--- BEGIN ---

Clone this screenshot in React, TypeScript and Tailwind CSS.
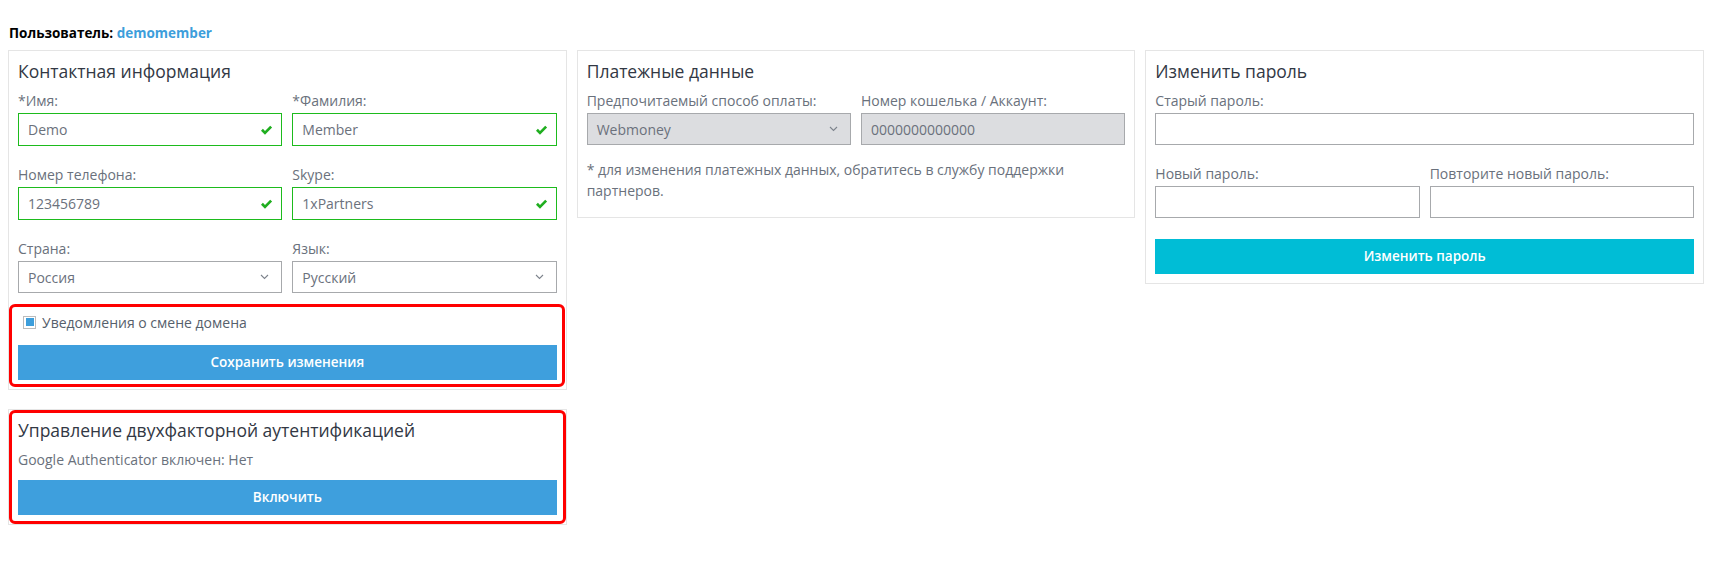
import React from "react";

const Check = () => (
  <svg width="13" height="11" viewBox="0 0 13 11" className="absolute right-[8px] top-1/2 -translate-y-1/2">
    <path d="M1 6.2 L2.9 4.3 L5 6.4 L10.2 1.2 L12.1 3.1 L5 10.2 Z" fill="#1fae1f" />
  </svg>
);

const Chevron = () => (
  <svg width="9" height="6" viewBox="0 0 9 6" className="absolute right-[12px] top-1/2 -translate-y-1/2">
    <path d="M1 1 L4.5 4.5 L8 1" fill="none" stroke="#7d838c" strokeWidth="1.1" />
  </svg>
);

function Label({ children }: { children: React.ReactNode }) {
  return <label className="block text-[14px] leading-5 text-[#6a717c] mb-[2px]">{children}</label>;
}

function ValidInput({ label, value }: { label: string; value: string }) {
  return (
    <div>
      <Label>{label}</Label>
      <div className="relative h-[33px] border border-[#1dbb1d] bg-white flex items-center pl-[9px] text-[14px] text-[#6b717c]">
        {value}
        <Check />
      </div>
    </div>
  );
}

function SelectBox({ label, value, disabled }: { label: string; value: string; disabled?: boolean }) {
  return (
    <div>
      <Label>{label}</Label>
      <div
        className={
          disabled
            ? "relative h-[32px] border border-[#a7a9ac] bg-[#dcdde0] flex items-center pl-[9px] text-[14px] text-[#6b717c]"
            : "relative h-[32px] border border-[#a7a9ac] bg-white flex items-center pl-[9px] text-[14px] text-[#6b717c]"
        }
      >
        {value}
        <Chevron />
      </div>
    </div>
  );
}

function TextBox({ label, value, disabled }: { label: string; value?: string; disabled?: boolean }) {
  return (
    <div>
      <Label>{label}</Label>
      <div
        className={
          disabled
            ? "h-[32px] border border-[#a7a9ac] bg-[#dcdde0] flex items-center pl-[9px] text-[14px] text-[#6b717c]"
            : "h-[32px] border border-[#a7a9ac] bg-white flex items-center pl-[9px] text-[14px] text-[#6b717c]"
        }
      >
        {value}
      </div>
    </div>
  );
}

export default function App() {
  return (
    <div className="min-h-screen bg-white font-['Open_Sans',sans-serif]">
      <div className="pt-6 pb-2 pl-[9px] text-[13.5px] leading-[18px] font-bold text-black">
        Пользователь: <span className="text-[#3d9edb]">demomember</span>
      </div>

      <div className="grid grid-cols-3 gap-[10px] px-2 items-start">
        {/* contacts */}
        <div className="flex flex-col gap-[19px]">
          <div className="border border-[#e5e5e5] p-[9px]">
            <h2 className="text-[17.5px] leading-[22px] text-[#323844] mb-[9px]">Контактная информация</h2>
            <div className="grid grid-cols-2 gap-x-[10px] gap-y-[19px]">
              <ValidInput label="*Имя:" value="Demo" />
              <ValidInput label="*Фамилия:" value="Member" />
              <ValidInput label="Номер телефона:" value="123456789" />
              <ValidInput label="Skype:" value="1xPartners" />
              <SelectBox label="Страна:" value="Россия" />
              <SelectBox label="Язык:" value="Русский" />
            </div>
            <div className="relative mt-[20px]">
              <div className="flex items-center h-[18px] pl-[5px]">
                <span className="w-[13px] h-[13px] border border-[#bcbcbc] bg-white flex items-center justify-center">
                  <span className="w-[8px] h-[8px] bg-[#3d9edb]" />
                </span>
                <span className="ml-[6px] text-[14px] text-[#56606c]">Уведомления о смене домена</span>
              </div>
              <button className="mt-[14px] w-full h-[35px] bg-[#3e9fdd] text-white text-[13.5px] font-semibold">
                Сохранить изменения
              </button>
              <div className="absolute -left-[9px] -right-[8px] -top-[9px] -bottom-[7px] border-[3px] border-[#ff0000] rounded-[6px] pointer-events-none" />
            </div>
          </div>

          <div className="relative border border-[#e5e5e5] p-[9px]">
            <h2 className="text-[17.5px] leading-[22px] text-[#323844] mb-[9px]">Управление двухфакторной аутентификацией</h2>
            <p className="text-[14px] leading-5 text-[#6a717c]">Google Authenticator включен: Нет</p>
            <button className="mt-[10px] w-full h-[35px] bg-[#3e9fdd] text-white text-[13.5px] font-semibold">Включить</button>
            <div className="absolute inset-0 border-[3px] border-[#ff0000] rounded-[6px] pointer-events-none" />
          </div>
        </div>

        {/* payment */}
        <div className="border border-[#e5e5e5] p-[9px]">
          <h2 className="text-[17.5px] leading-[22px] text-[#323844] mb-[9px]">Платежные данные</h2>
          <div className="grid grid-cols-2 gap-x-[10px]">
            <SelectBox label="Предпочитаемый способ оплаты:" value="Webmoney" disabled />
            <TextBox label="Номер кошелька / Аккаунт:" value="0000000000000" disabled />
          </div>
          <p className="mt-[14px] mb-[7px] text-[14px] leading-[21px] text-[#6a717c] pr-[60px]">
            * для изменения платежных данных, обратитесь в службу поддержки партнеров.
          </p>
        </div>

        {/* password */}
        <div className="border border-[#e5e5e5] p-[9px]">
          <h2 className="text-[17.5px] leading-[22px] text-[#323844] mb-[9px]">Изменить пароль</h2>
          <div className="grid grid-cols-2 gap-x-[10px] gap-y-[19px]">
            <div className="col-span-2">
              <TextBox label="Старый пароль:" />
            </div>
            <TextBox label="Новый пароль:" />
            <TextBox label="Повторите новый пароль:" />
          </div>
          <button className="mt-[21px] w-full h-[35px] bg-[#00bdd6] text-white text-[13.5px] font-semibold">Изменить пароль</button>
        </div>
      </div>
    </div>
  );
}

--- END ---

__Set problem__. Restate the data above word for word. Skip every picture.

__Answer to this problem__.
Clone this screenshot in React, TypeScript and Tailwind CSS.
import React from "react";

const Check = () => (
  <svg width="13" height="11" viewBox="0 0 13 11" className="absolute right-[8px] top-1/2 -translate-y-1/2">
    <path d="M1 6.2 L2.9 4.3 L5 6.4 L10.2 1.2 L12.1 3.1 L5 10.2 Z" fill="#1fae1f" />
  </svg>
);

const Chevron = () => (
  <svg width="9" height="6" viewBox="0 0 9 6" className="absolute right-[12px] top-1/2 -translate-y-1/2">
    <path d="M1 1 L4.5 4.5 L8 1" fill="none" stroke="#7d838c" strokeWidth="1.1" />
  </svg>
);

function Label({ children }: { children: React.ReactNode }) {
  return <label className="block text-[14px] leading-5 text-[#6a717c] mb-[2px]">{children}</label>;
}

function ValidInput({ label, value }: { label: string; value: string }) {
  return (
    <div>
      <Label>{label}</Label>
      <div className="relative h-[33px] border border-[#1dbb1d] bg-white flex items-center pl-[9px] text-[14px] text-[#6b717c]">
        {value}
        <Check />
      </div>
    </div>
  );
}

function SelectBox({ label, value, disabled }: { label: string; value: string; disabled?: boolean }) {
  return (
    <div>
      <Label>{label}</Label>
      <div
        className={
          disabled
            ? "relative h-[32px] border border-[#a7a9ac] bg-[#dcdde0] flex items-center pl-[9px] text-[14px] text-[#6b717c]"
            : "relative h-[32px] border border-[#a7a9ac] bg-white flex items-center pl-[9px] text-[14px] text-[#6b717c]"
        }
      >
        {value}
        <Chevron />
      </div>
    </div>
  );
}

function TextBox({ label, value, disabled }: { label: string; value?: string; disabled?: boolean }) {
  return (
    <div>
      <Label>{label}</Label>
      <div
        className={
          disabled
            ? "h-[32px] border border-[#a7a9ac] bg-[#dcdde0] flex items-center pl-[9px] text-[14px] text-[#6b717c]"
            : "h-[32px] border border-[#a7a9ac] bg-white flex items-center pl-[9px] text-[14px] text-[#6b717c]"
        }
      >
        {value}
      </div>
    </div>
  );
}

export default function App() {
  return (
    <div className="min-h-screen bg-white font-['Open_Sans',sans-serif]">
      <div className="pt-6 pb-2 pl-[9px] text-[13.5px] leading-[18px] font-bold text-black">
        Пользователь: <span className="text-[#3d9edb]">demomember</span>
      </div>

      <div className="grid grid-cols-3 gap-[10px] px-2 items-start">
        {/* contacts */}
        <div className="flex flex-col gap-[19px]">
          <div className="border border-[#e5e5e5] p-[9px]">
            <h2 className="text-[17.5px] leading-[22px] text-[#323844] mb-[9px]">Контактная информация</h2>
            <div className="grid grid-cols-2 gap-x-[10px] gap-y-[19px]">
              <ValidInput label="*Имя:" value="Demo" />
              <ValidInput label="*Фамилия:" value="Member" />
              <ValidInput label="Номер телефона:" value="123456789" />
              <ValidInput label="Skype:" value="1xPartners" />
              <SelectBox label="Страна:" value="Россия" />
              <SelectBox label="Язык:" value="Русский" />
            </div>
            <div className="relative mt-[20px]">
              <div className="flex items-center h-[18px] pl-[5px]">
                <span className="w-[13px] h-[13px] border border-[#bcbcbc] bg-white flex items-center justify-center">
                  <span className="w-[8px] h-[8px] bg-[#3d9edb]" />
                </span>
                <span className="ml-[6px] text-[14px] text-[#56606c]">Уведомления о смене домена</span>
              </div>
              <button className="mt-[14px] w-full h-[35px] bg-[#3e9fdd] text-white text-[13.5px] font-semibold">
                Сохранить изменения
              </button>
              <div className="absolute -left-[9px] -right-[8px] -top-[9px] -bottom-[7px] border-[3px] border-[#ff0000] rounded-[6px] pointer-events-none" />
            </div>
          </div>

          <div className="relative border border-[#e5e5e5] p-[9px]">
            <h2 className="text-[17.5px] leading-[22px] text-[#323844] mb-[9px]">Управление двухфакторной аутентификацией</h2>
            <p className="text-[14px] leading-5 text-[#6a717c]">Google Authenticator включен: Нет</p>
            <button className="mt-[10px] w-full h-[35px] bg-[#3e9fdd] text-white text-[13.5px] font-semibold">Включить</button>
            <div className="absolute inset-0 border-[3px] border-[#ff0000] rounded-[6px] pointer-events-none" />
          </div>
        </div>

        {/* payment */}
        <div className="border border-[#e5e5e5] p-[9px]">
          <h2 className="text-[17.5px] leading-[22px] text-[#323844] mb-[9px]">Платежные данные</h2>
          <div className="grid grid-cols-2 gap-x-[10px]">
            <SelectBox label="Предпочитаемый способ оплаты:" value="Webmoney" disabled />
            <TextBox label="Номер кошелька / Аккаунт:" value="0000000000000" disabled />
          </div>
          <p className="mt-[14px] mb-[7px] text-[14px] leading-[21px] text-[#6a717c] pr-[60px]">
            * для изменения платежных данных, обратитесь в службу поддержки партнеров.
          </p>
        </div>

        {/* password */}
        <div className="border border-[#e5e5e5] p-[9px]">
          <h2 className="text-[17.5px] leading-[22px] text-[#323844] mb-[9px]">Изменить пароль</h2>
          <div className="grid grid-cols-2 gap-x-[10px] gap-y-[19px]">
            <div className="col-span-2">
              <TextBox label="Старый пароль:" />
            </div>
            <TextBox label="Новый пароль:" />
            <TextBox label="Повторите новый пароль:" />
          </div>
          <button className="mt-[21px] w-full h-[35px] bg-[#00bdd6] text-white text-[13.5px] font-semibold">Изменить пароль</button>
        </div>
      </div>
    </div>
  );
}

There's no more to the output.